Tilkov, co-founder and principal consultant at innoQ, sees the idea of splitting large systems into smaller applications appearing everywhere and for him the key reason for this is Isolation; when introducing a boundary between different parts in a large system it becomes harder to couple and communicate between parts that should be independent. Other advantages he sees are the possibility of individually scaling specific parts depending on their load and that decisions can be localized allowing for a team to make their own choices as long as they are kept within the boundary.

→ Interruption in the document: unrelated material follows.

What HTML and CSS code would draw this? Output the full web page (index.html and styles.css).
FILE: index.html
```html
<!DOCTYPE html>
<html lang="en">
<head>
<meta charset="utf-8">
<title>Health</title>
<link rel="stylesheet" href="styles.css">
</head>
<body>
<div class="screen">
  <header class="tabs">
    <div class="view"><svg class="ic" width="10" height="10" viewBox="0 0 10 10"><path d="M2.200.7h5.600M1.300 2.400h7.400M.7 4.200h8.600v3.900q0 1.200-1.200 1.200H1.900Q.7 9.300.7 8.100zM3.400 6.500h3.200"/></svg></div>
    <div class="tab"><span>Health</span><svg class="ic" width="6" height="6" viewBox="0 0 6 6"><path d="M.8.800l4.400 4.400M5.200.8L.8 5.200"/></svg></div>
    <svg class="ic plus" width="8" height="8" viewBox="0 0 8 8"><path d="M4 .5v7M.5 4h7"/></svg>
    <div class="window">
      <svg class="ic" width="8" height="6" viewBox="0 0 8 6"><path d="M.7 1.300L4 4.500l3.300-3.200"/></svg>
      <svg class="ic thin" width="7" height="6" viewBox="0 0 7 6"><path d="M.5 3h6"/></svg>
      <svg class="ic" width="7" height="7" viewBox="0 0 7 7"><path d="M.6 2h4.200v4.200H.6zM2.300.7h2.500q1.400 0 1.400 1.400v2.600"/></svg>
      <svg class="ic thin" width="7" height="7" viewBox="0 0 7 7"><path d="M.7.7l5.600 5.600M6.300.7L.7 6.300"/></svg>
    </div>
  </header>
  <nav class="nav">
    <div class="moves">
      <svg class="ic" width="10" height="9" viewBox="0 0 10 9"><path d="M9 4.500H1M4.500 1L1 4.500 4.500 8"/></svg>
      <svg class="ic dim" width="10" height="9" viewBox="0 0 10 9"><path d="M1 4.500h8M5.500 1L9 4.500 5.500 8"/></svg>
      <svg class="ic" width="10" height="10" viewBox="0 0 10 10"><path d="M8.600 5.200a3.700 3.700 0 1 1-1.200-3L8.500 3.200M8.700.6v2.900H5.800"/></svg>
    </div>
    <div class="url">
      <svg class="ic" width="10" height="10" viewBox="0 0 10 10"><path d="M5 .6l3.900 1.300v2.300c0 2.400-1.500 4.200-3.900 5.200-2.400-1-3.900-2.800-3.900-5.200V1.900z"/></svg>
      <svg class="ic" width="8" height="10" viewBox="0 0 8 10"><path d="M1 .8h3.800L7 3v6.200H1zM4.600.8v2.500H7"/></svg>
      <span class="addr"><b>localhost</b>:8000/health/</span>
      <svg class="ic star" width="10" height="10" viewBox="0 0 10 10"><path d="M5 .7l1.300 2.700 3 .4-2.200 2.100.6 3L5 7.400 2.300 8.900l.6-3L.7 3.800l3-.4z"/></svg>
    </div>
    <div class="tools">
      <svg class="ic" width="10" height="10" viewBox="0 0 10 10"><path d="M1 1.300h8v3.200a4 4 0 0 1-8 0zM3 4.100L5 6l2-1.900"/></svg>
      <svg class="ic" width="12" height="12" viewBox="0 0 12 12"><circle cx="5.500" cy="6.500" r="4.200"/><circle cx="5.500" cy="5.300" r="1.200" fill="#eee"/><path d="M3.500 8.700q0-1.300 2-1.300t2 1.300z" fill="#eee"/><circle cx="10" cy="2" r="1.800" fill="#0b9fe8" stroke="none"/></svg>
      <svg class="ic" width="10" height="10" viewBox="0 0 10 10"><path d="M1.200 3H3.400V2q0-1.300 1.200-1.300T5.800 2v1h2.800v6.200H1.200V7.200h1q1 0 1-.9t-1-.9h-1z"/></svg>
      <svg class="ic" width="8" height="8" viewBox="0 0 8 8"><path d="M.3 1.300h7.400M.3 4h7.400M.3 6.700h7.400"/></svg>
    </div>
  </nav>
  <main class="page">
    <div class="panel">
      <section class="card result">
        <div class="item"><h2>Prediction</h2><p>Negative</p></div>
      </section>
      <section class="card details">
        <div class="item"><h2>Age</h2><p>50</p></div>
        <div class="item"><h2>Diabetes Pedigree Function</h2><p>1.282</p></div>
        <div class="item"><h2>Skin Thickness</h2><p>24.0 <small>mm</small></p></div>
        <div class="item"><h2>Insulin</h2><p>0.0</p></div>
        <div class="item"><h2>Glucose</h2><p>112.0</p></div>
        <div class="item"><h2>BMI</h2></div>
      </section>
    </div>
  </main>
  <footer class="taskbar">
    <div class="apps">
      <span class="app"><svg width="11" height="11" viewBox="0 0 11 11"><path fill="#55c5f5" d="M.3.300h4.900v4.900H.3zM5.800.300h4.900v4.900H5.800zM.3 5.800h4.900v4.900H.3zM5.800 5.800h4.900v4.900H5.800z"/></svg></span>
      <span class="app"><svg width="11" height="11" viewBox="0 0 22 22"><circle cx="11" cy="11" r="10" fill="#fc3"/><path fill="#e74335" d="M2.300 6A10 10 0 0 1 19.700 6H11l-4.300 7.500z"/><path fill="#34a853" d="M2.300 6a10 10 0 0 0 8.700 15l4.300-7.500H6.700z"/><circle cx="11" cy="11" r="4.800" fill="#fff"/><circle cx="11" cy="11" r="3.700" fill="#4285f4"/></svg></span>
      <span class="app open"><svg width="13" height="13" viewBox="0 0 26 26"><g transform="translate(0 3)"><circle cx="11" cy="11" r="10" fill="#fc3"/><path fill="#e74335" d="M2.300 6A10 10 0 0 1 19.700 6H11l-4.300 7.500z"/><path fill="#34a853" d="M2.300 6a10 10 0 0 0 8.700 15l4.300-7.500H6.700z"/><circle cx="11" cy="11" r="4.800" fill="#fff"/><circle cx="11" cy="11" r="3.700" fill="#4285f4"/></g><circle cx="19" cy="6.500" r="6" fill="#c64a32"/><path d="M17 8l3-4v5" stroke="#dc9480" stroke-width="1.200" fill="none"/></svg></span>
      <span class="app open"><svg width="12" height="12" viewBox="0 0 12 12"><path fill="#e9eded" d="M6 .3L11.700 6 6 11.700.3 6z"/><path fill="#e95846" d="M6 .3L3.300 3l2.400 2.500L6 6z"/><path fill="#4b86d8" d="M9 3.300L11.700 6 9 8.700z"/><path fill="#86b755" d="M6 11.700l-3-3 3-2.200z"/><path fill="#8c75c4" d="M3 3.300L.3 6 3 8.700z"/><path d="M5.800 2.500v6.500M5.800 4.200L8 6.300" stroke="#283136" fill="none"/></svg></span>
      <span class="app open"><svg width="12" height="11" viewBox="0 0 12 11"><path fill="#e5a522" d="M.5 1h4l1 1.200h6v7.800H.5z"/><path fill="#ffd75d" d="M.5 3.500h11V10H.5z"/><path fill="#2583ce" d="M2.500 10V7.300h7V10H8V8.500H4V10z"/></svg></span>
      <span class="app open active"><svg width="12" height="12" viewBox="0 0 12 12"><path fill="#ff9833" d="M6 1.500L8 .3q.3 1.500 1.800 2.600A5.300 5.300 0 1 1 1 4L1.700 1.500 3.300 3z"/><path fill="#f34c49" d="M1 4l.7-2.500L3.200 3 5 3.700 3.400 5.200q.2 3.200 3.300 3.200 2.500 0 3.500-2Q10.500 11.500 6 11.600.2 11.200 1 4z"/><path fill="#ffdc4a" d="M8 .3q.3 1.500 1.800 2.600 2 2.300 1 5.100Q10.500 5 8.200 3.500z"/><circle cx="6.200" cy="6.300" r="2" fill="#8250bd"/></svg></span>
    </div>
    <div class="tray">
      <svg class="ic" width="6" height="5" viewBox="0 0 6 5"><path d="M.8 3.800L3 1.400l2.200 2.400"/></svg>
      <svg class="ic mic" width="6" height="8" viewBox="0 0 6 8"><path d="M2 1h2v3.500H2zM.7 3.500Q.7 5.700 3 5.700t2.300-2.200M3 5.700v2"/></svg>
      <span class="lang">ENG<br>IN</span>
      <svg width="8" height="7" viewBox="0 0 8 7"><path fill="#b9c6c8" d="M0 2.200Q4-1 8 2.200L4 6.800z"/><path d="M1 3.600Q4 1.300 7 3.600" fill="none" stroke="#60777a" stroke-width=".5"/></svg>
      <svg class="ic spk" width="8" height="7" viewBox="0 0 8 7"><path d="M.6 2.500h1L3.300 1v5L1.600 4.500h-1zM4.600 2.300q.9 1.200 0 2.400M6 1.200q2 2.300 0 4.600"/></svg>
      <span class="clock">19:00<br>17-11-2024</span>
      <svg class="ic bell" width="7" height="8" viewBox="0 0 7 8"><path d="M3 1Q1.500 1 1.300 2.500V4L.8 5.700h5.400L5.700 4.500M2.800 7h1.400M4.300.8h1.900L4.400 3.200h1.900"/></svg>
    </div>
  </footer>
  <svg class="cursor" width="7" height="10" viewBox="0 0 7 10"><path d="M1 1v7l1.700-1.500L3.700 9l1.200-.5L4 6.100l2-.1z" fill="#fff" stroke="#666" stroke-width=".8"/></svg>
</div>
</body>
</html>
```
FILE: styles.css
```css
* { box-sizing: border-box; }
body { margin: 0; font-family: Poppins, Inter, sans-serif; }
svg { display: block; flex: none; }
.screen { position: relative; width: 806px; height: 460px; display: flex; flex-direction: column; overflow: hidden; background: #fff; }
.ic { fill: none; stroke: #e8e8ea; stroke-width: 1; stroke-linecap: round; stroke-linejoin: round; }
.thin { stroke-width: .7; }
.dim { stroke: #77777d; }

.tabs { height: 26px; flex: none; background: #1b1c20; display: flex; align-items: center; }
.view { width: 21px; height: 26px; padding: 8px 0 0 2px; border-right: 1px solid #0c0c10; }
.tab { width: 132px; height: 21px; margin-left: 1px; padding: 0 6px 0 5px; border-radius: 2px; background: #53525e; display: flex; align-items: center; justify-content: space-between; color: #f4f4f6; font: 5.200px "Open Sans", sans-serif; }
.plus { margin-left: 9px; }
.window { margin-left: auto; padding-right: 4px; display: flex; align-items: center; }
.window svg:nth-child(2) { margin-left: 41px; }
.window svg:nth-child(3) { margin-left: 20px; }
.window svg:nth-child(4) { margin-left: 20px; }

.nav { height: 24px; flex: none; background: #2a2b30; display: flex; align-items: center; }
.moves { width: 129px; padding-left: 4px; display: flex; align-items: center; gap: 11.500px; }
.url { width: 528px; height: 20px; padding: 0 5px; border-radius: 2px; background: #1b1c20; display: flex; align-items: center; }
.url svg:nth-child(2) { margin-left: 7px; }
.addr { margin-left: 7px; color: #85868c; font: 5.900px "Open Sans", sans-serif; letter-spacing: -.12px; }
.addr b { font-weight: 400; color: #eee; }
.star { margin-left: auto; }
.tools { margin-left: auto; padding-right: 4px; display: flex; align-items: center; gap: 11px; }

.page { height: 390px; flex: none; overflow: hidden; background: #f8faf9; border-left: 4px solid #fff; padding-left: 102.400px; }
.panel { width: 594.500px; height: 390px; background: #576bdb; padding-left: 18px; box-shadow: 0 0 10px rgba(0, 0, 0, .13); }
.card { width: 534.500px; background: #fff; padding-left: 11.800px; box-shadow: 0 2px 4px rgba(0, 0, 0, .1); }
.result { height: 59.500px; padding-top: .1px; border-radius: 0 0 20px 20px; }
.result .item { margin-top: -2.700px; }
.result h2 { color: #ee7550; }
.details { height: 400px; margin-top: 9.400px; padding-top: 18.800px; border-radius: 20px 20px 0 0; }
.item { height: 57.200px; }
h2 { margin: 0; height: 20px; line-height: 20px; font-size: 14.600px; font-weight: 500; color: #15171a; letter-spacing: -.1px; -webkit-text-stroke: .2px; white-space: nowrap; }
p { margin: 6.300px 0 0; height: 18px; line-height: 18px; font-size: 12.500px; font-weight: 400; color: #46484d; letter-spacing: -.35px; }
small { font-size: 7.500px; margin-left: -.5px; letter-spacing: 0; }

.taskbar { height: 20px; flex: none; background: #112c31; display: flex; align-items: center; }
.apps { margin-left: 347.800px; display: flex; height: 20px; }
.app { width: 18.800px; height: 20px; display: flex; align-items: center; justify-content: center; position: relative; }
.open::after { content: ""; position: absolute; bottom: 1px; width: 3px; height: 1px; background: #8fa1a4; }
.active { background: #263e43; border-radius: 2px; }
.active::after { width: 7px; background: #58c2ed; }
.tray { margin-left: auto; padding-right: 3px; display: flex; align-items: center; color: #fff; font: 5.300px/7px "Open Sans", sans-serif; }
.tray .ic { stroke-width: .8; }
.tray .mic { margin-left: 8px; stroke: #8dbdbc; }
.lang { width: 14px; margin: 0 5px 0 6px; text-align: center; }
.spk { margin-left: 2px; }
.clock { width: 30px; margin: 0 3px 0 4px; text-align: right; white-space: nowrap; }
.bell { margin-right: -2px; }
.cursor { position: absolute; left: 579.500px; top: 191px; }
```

Looking into ways of building a logical system made up of smaller parts Tilkov compares three styles:

  • Microservices are small, each running in their own process, using lightweight communication mechanisms and built around business capabilities.
  • Applications (Apps) are larger but still small, separate, runnable processes, using a share-nothing model that share many characteristics with microservices..
  • Self-Contained System (SCS) was the name Tilkov and his colleagues came up with trying to avoid the generic System for naming a more specific set of rules. A SCS is a significantly larger autonomous web application including data and logic, owned by one team, using no synchronous remote calls, optionally with a service API.

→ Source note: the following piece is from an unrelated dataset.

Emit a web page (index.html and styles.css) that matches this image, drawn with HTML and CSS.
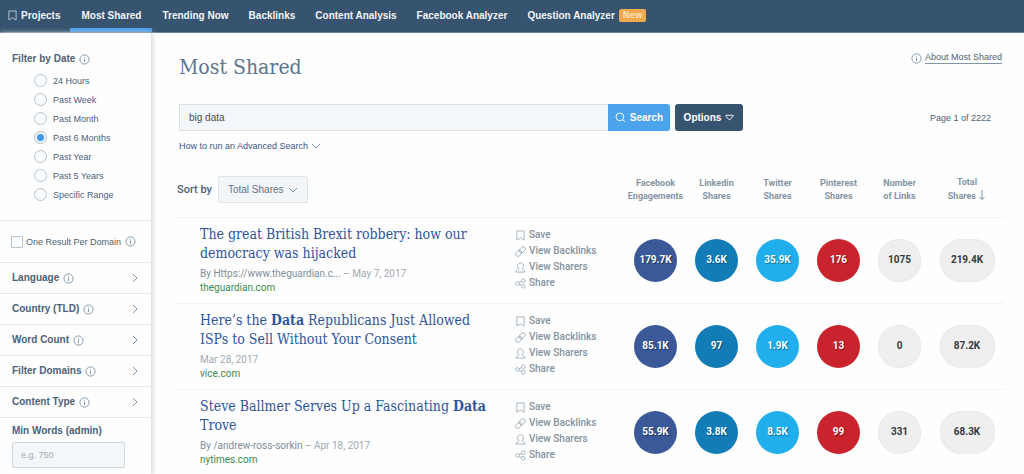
FILE: index.html
```html
<!DOCTYPE html>
<html lang="en">
<head>
<meta charset="utf-8">
<meta name="viewport" content="width=device-width, initial-scale=1">
<title>Most Shared</title>
<link rel="stylesheet" href="styles.css">
</head>
<body>
<svg class="sprite" aria-hidden="true">
  <symbol id="bookmark" viewBox="0 0 10 12"><path d="M1 1h8v10L5 8.500 1 11z"/></symbol>
  <symbol id="info" viewBox="0 0 12 12"><circle cx="6" cy="6" r="5"/><path d="M6 5v4M6 3v1"/></symbol>
  <symbol id="right" viewBox="0 0 6 10"><path d="M1 1l4 4-4 4"/></symbol>
  <symbol id="down" viewBox="0 0 10 6"><path d="M1 1l4 4 4-4"/></symbol>
  <symbol id="glass" viewBox="0 0 12 12"><circle cx="5.300" cy="5.300" r="4.200"/><path d="M8.500 8.500l2.500 2.500"/></symbol>
  <symbol id="triangle" viewBox="0 0 10 7"><path d="M1 1h8v1L5.500 6h-1L1 2z"/></symbol>
  <symbol id="arrow" viewBox="0 0 8 12"><path d="M4 1v9.500M1.500 8L4 10.500 6.500 8"/></symbol>
  <symbol id="chain" viewBox="0 0 12 12"><g transform="rotate(-45 6 6)"><rect x="-.5" y="3.600" width="7.500" height="4.800" rx="2.400"/><rect x="5" y="3.600" width="7.500" height="4.800" rx="2.400"/></g></symbol>
  <symbol id="person" viewBox="0 0 12 12"><path d="M4.500 7.500C1.800 5.300 2.200 1 6 1s4.200 4.300 1.500 6.500c0 1 3.500.8 3.500 3.500H1c0-2.700 3.500-2.500 3.500-3.500z"/></symbol>
  <symbol id="share" viewBox="0 0 12 12"><circle cx="2.800" cy="6" r="2"/><circle cx="9" cy="3" r="2"/><circle cx="9" cy="9" r="2"/><path d="M4.600 5.100l2.600-1.200M4.600 6.900l2.600 1.200"/></symbol>
</svg>

<nav class="nav">
  <a class="nav-item" href="#"><svg class="icon icon-mark"><use href="#bookmark"/></svg>Projects</a>
  <a class="nav-item active" href="#" aria-current="page">Most Shared</a>
  <a class="nav-item" href="#">Trending Now</a>
  <a class="nav-item" href="#">Backlinks</a>
  <a class="nav-item" href="#">Content Analysis</a>
  <a class="nav-item" href="#">Facebook Analyzer</a>
  <a class="nav-item" href="#">Question Analyzer <span class="new">New</span></a>
</nav>

<div class="layout">
  <aside class="sidebar">
    <fieldset class="dates">
      <legend class="heading">Filter by Date <svg class="icon"><use href="#info"/></svg></legend>
      <label class="choice"><input type="radio" name="date">24 Hours</label>
      <label class="choice"><input type="radio" name="date">Past Week</label>
      <label class="choice"><input type="radio" name="date">Past Month</label>
      <label class="choice"><input type="radio" name="date" checked>Past 6 Months</label>
      <label class="choice"><input type="radio" name="date">Past Year</label>
      <label class="choice"><input type="radio" name="date">Past 5 Years</label>
      <label class="choice"><input type="radio" name="date">Specific Range</label>
    </fieldset>
    <div class="single"><label class="check"><input type="checkbox">One Result Per Domain</label><svg class="icon"><use href="#info"/></svg></div>
    <button class="filter" type="button">Language <svg class="icon"><use href="#info"/></svg><svg class="icon chevron"><use href="#right"/></svg></button>
    <button class="filter" type="button">Country (TLD) <svg class="icon"><use href="#info"/></svg><svg class="icon chevron"><use href="#right"/></svg></button>
    <button class="filter" type="button">Word Count <svg class="icon"><use href="#info"/></svg><svg class="icon chevron"><use href="#right"/></svg></button>
    <button class="filter" type="button">Filter Domains <svg class="icon"><use href="#info"/></svg><svg class="icon chevron"><use href="#right"/></svg></button>
    <button class="filter" type="button">Content Type <svg class="icon"><use href="#info"/></svg><svg class="icon chevron"><use href="#right"/></svg></button>
    <div class="words">
      <label class="heading" for="min-words">Min Words (admin)</label>
      <input class="words-input" id="min-words" type="text" placeholder="e.g. 750">
    </div>
  </aside>

  <main class="main">
    <header class="top">
      <h1 class="title">Most Shared</h1>
      <a class="about" href="#"><svg class="icon"><use href="#info"/></svg><span class="about-text">About Most Shared</span></a>
    </header>
    <div class="tools">
      <form class="search">
        <input class="query" type="text" value="big data" aria-label="Search">
        <button class="go" type="button"><svg class="icon"><use href="#glass"/></svg>Search</button>
        <button class="options" type="button">Options <svg class="icon icon-triangle"><use href="#triangle"/></svg></button>
      </form>
      <span class="page">Page 1 of 2222</span>
    </div>
    <a class="advanced" href="#">How to run an Advanced Search <svg class="icon icon-down"><use href="#down"/></svg></a>

    <table class="results">
      <colgroup><col><col class="col-actions"><col class="col-count" span="5"><col class="col-total"></colgroup>
      <thead>
        <tr>
          <th colspan="2"><div class="sort"><label for="sort">Sort by</label><span class="select"><select id="sort"><option>Total Shares</option></select><svg class="icon icon-down"><use href="#down"/></svg></span></div></th>
          <th>Facebook<br>Engagements</th><th>Linkedin<br>Shares</th><th>Twitter<br>Shares</th><th>Pinterest<br>Shares</th><th>Number<br>of Links</th>
          <th>Total<br>Shares <svg class="icon icon-arrow"><use href="#arrow"/></svg></th>
        </tr>
      </thead>
      <tbody>
        <tr>
          <td class="article"><a class="headline" href="#">The great British Brexit robbery: how our democracy was hijacked</a><div class="meta"><span class="author">By Https://www.theguardian.c...</span> – May 7, 2017</div><a class="domain" href="#">theguardian.com</a></td>
          <td class="actions"><div class="action-list"><button type="button"><svg class="icon"><use href="#bookmark"/></svg>Save</button><button type="button"><svg class="icon"><use href="#chain"/></svg>View Backlinks</button><button type="button"><svg class="icon"><use href="#person"/></svg>View Sharers</button><button type="button"><svg class="icon"><use href="#share"/></svg>Share</button></div></td>
          <td><span class="count facebook">179.7K</span></td><td><span class="count linkedin">3.6K</span></td><td><span class="count twitter">35.9K</span></td><td><span class="count pinterest">176</span></td><td><span class="count">1075</span></td><td><span class="count total">219.4K</span></td>
        </tr>
        <tr>
          <td class="article"><a class="headline" href="#">Here’s the <b>Data</b> Republicans Just Allowed ISPs to Sell Without Your Consent</a><div class="meta">Mar 28, 2017</div><a class="domain" href="#">vice.com</a></td>
          <td class="actions"><div class="action-list"><button type="button"><svg class="icon"><use href="#bookmark"/></svg>Save</button><button type="button"><svg class="icon"><use href="#chain"/></svg>View Backlinks</button><button type="button"><svg class="icon"><use href="#person"/></svg>View Sharers</button><button type="button"><svg class="icon"><use href="#share"/></svg>Share</button></div></td>
          <td><span class="count facebook">85.1K</span></td><td><span class="count linkedin">97</span></td><td><span class="count twitter">1.9K</span></td><td><span class="count pinterest">13</span></td><td><span class="count">0</span></td><td><span class="count total">87.2K</span></td>
        </tr>
        <tr>
          <td class="article"><a class="headline" href="#">Steve Ballmer Serves Up a Fascinating <b>Data</b> Trove</a><div class="meta"><span class="author">By /andrew-ross-sorkin</span> – Apr 18, 2017</div><a class="domain" href="#">nytimes.com</a></td>
          <td class="actions"><div class="action-list"><button type="button"><svg class="icon"><use href="#bookmark"/></svg>Save</button><button type="button"><svg class="icon"><use href="#chain"/></svg>View Backlinks</button><button type="button"><svg class="icon"><use href="#person"/></svg>View Sharers</button><button type="button"><svg class="icon"><use href="#share"/></svg>Share</button></div></td>
          <td><span class="count facebook">55.9K</span></td><td><span class="count linkedin">3.8K</span></td><td><span class="count twitter">8.5K</span></td><td><span class="count pinterest">99</span></td><td><span class="count">331</span></td><td><span class="count total">68.3K</span></td>
        </tr>
      </tbody>
    </table>
  </main>
</div>
</body>
</html>
```

FILE: styles.css
```css
* { box-sizing: border-box; }
body {
  margin: 0;
  min-height: 100vh;
  display: flex;
  flex-direction: column;
  background: #fefefe;
  color: #4b6178;
  font: 10px/14px "Liberation Sans", Arial, sans-serif;
}
a { color: inherit; text-decoration: none; }
button, input, select { font: inherit; color: inherit; margin: 0; }
button { border: 0; padding: 0; background: none; cursor: pointer; }
.sprite { position: absolute; width: 0; height: 0; }
.icon { width: 11px; height: 11px; flex: none; fill: none; stroke: #7d93a8; stroke-width: 1; }
.icon-down { width: 10px; height: 6px; }

/* Top navigation */
.nav { display: flex; height: 33px; padding-left: 8px; background: #36546f; border-bottom: 1px solid #6f8497; color: #f2f5f7; font-weight: bold; }
.nav-item { display: flex; align-items: center; gap: 4px; padding: 0 10px; border-bottom: 4px solid transparent; border-top: 3px solid transparent; white-space: nowrap; }
.nav-item:first-child { padding-left: 0; }
.nav-item.active { padding: 0 11px; border-bottom-color: #4a9fe8; }
.nav .icon-mark { width: 9px; stroke: #c3ced8; }
.new { padding: 0 4px; border-radius: 2px; background: #efa951; color: #fff3dc; font: 9px/13px "DejaVu Sans", sans-serif; }

.layout { display: flex; flex: 1; }

/* Filters */
.sidebar { flex: none; width: 151px; box-shadow: 1px 0 5px #c9ced3; }
.heading { font-weight: bold; }
.dates { margin: 0; padding: 19px 0 16px 12px; border: 0; border-bottom: 1px solid #e6e9ec; }
.dates .heading { display: flex; align-items: center; gap: 4px; float: left; width: 100%; padding: 0; margin-bottom: 5px; }
.choice { display: flex; clear: both; align-items: center; height: 19px; padding-left: 22px; gap: 6px; font-size: 9px; }
.choice input { appearance: none; width: 13px; height: 13px; border: 1px solid #b3c2cf; border-radius: 50%; background: #fbfcfd; }
.choice input:checked { background: radial-gradient(circle, #3f9bea 3px, #eef4fa 4px); }
.single { display: flex; align-items: center; gap: 4px; height: 42px; padding-left: 11px; border-bottom: 1px solid #e6e9ec; font-size: 9px; white-space: nowrap; }
.check { display: flex; align-items: center; gap: 3px; }
.check input { appearance: none; width: 12px; height: 12px; border: 1px solid #b3c2cf; border-radius: 1px; background: #fff; }
.filter { display: flex; align-items: center; gap: 4px; width: 100%; height: 31px; padding: 0 13px 0 12px; border-bottom: 1px solid #e6e9ec; font-weight: bold; }
.filter .chevron { width: 6px; height: 10px; margin-left: auto; }
.words { display: flex; flex-direction: column; gap: 4px; padding: 6px 26px 5px 12px; }
.words-input { width: 100%; height: 26px; padding: 0 8px; border: 1px solid #cfd6dc; border-radius: 2px; background: #f4f7fa; font-size: 9px; }
.words-input::placeholder { color: #a3acb4; }

/* Search */
.main { flex: 1; min-width: 0; padding: 17px 20px 0 26px; }
.top { display: flex; justify-content: space-between; padding: 0 2px; }
.title { margin: 0; color: #5c7590; font: 300 21px/34px "Roboto Slab", "DejaVu Serif Condensed", "DejaVu Serif", serif; }
.about { display: flex; align-items: center; gap: 3px; height: 16px; font-size: 9px; }
.about-text { border-bottom: 1px solid #8296a9; line-height: 11px; }
.tools { display: flex; align-items: center; justify-content: space-between; margin-top: 20px; padding: 0 13px 0 2px; }
.search { display: flex; flex: 0 1 564px; height: 27px; }
.query { flex: 1; min-width: 0; padding: 0 9px; border: 1px solid #dce2e4; border-right: 0; background: #f3f7fb; color: #444f59; }
.go, .options { display: flex; align-items: center; justify-content: center; gap: 4px; border-radius: 3px; background: #36546f; color: #fff; font-weight: bold; }
.go { width: 62px; border-radius: 0 3px 3px 0; background: #4aa3eb; }
.go .icon, .options .icon { stroke: #fff; }
.options { width: 68px; margin-left: 5px; }
.icon-triangle { width: 9px; height: 7px; }
.page { font-size: 9px; }
.advanced { display: flex; align-items: center; gap: 3px; width: fit-content; margin: 8px 0 0 2px; color: #3b5585; font-size: 9px; }

/* Results */
.results { width: 100%; border-collapse: collapse; table-layout: fixed; font-family: Roboto, sans-serif; }
.col-actions { width: 110px; }
.col-count { width: 61px; }
.col-total { width: 74px; }
.results th { height: 64px; padding: 10px 0 0; color: #8594a3; font-size: 9px; font-weight: bold; line-height: 13px; text-align: center; }
.results td { height: 86px; padding: 0; border-top: 1px solid #f1f3f4; }
.sort { display: flex; align-items: center; gap: 6px; color: #4b6178; font-size: 11px; font-weight: 500; }
.select { display: flex; align-items: center; width: 90px; }
.select select { appearance: none; width: 100%; height: 27px; padding: 0 9px; border: 1px solid #dfe4e8; border-radius: 2px; background: #f3f6f9; color: #60748a; font: 10px/14px "Liberation Sans", sans-serif; }
.select .icon { margin-left: -20px; pointer-events: none; }
.icon-arrow { width: 8px; height: 12px; vertical-align: -2px; }
.results .article { padding: 7px 20px 8px 23px; vertical-align: top; }
.headline { display: block; margin-bottom: 4px; color: #30549a; font: 14px/19px "Roboto Slab", "DejaVu Serif Condensed", "DejaVu Serif", serif; }
.meta { color: #a0aab3; }
.author { color: #7f8d99; }
.domain { color: #398c4e; }
.results .actions { padding-bottom: 2px; vertical-align: middle; }
.action-list { display: flex; flex-direction: column; align-items: flex-start; }
.action-list button { display: flex; align-items: center; gap: 3px; height: 16px; color: #84929f; font-weight: 500; }
.action-list .icon { stroke: #a0b0be; }
.count { display: flex; align-items: center; justify-content: center; width: 43px; height: 43px; margin: 0 auto; border-radius: 22px; background: #efefef; box-shadow: inset 0 0 1px #cfcfcf; color: #353a40; font-weight: bold; }
.facebook, .linkedin, .twitter, .pinterest { color: #fff; box-shadow: none; text-shadow: 1px 1px 1px #00000066; }
.facebook { background: #3b5998; }
.linkedin { background: #127cb7; }
.twitter { background: #20aeed; }
.pinterest { background: #c9232d; }
.total { width: 55px; }
```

Comparing some figures and characteristics of these three styles, Tilkov emphasizes that there is still no consensus what the right style is, instead his intention is to show the breadth and options available:

  SCS Apps Microservice
Size (kLoC) 1-50 0.5 - 10 0.1 - ?
State Self-contained External Self-contained
# per Logical system 5 - 25 >50 >100
Communication between units No, (if possible) ? Yes
User Interface, UI Included Included External (?)
UI Integration Yes (web-based) ? ?

The most interesting parameter for Tilkov is the number of parts building a logical system because it’s an indication of the first level of decomposition of a large system. Self-contained system is what he is advocating, noting that although small services are simple many of them together creates a higher degree of complexity in other layers, but he emphasizes that he’s not trying to sell one specific model but highlighting the discussions going on at various levels.